July 19, 2011
Though President Obama has run rings about the Republican Party in the debt-ceiling debate, that party can yet emerge victorious, if it will stick to its guns.
Clearly, the Republican strategy was not thought through, when the party chose the debt ceiling as the legislative terrain on which to fight its fiscal war.
The president had wanted a clean debt-ceiling increase, but he seized the GOP challenge with alacrity. He invited House Speaker John Boehner and Majority Leader Eric Cantor down to the White House and reportedly offered $3 trillion in spending cuts for $1 trillion in fresh revenue, in a historic “big deal” to cut the deficit.

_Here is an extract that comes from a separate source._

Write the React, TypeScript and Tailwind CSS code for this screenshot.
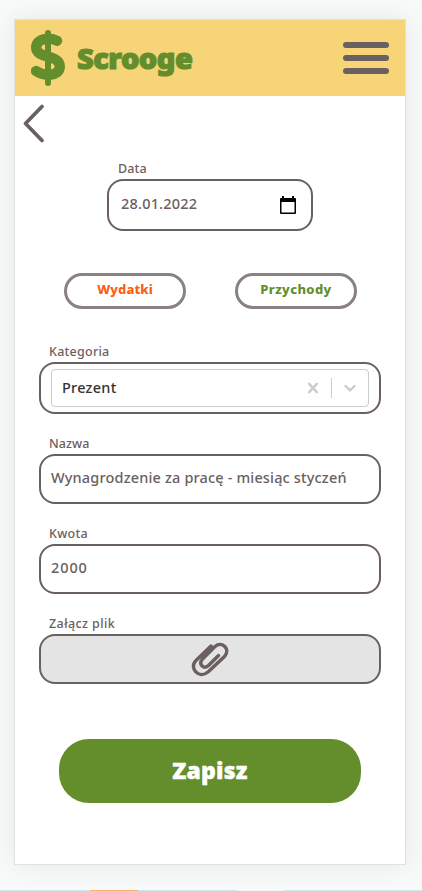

However, the cuts the president offered were, while attractive, gauzy. But the revenues—closing “loopholes” and ending “tax breaks for the rich”—were hard and specific. Had Boehner accepted the deal, he would not have survived as speaker. Fully 235 GOP House members signed a pledge in 2010 not to vote for any tax increase.
Thus, every day Boehner and Cantor departed the White House, having refused to accept “the deal of the century,” the message that went out to the nation was that Republican intransigence, a refusal to compromise, was blocking historic deficit reduction.
Using the White House bully pulpit, Obama portrayed himself as bending over backward to do a fair deal and being forced, if the GOP continued to balk, to stop mailing out Social Security checks.
Fed Chairman Ben Bernanke warned of a U.S. default on its debts if there were no deal. Moody’s and Standard & Poor’s warned that the United States was imperiling its AAA credit rating. The big media painted the GOP as a party led by reasonable men who were hostage to fanatics being pandered to by Cantor.
Why did Boehner refuse the Obama temptation?
Had he accepted the deal, his party in the House would have split asunder. Half would have voted “no.” To force its passage, Boehner would have had to collude with Minority Leader Steny Hoyer, against scores in his own caucus, to get Democratic votes.
Though House Republicans have been mussed up in the last two weeks, the White House “negotiations” now appear at an end, and a liberated Republican House is about to pass its own deficit-reduction plan.
“Cut, cap and balance” calls for cuts in federal spending to 20 percent of gross domestic product, a cap on federal programs and the enactment of a Balanced Budget Amendment to the Constitution, which would crush federal spending to 18 percent of the economy from today’s 25.
While this may clear the House, it stands little chance in the Senate. But it puts the party on the offensive. It will eat up the clock. It will put the GOP on record as to where it stands and provide the Tea Party Caucus a chance to vote its convictions.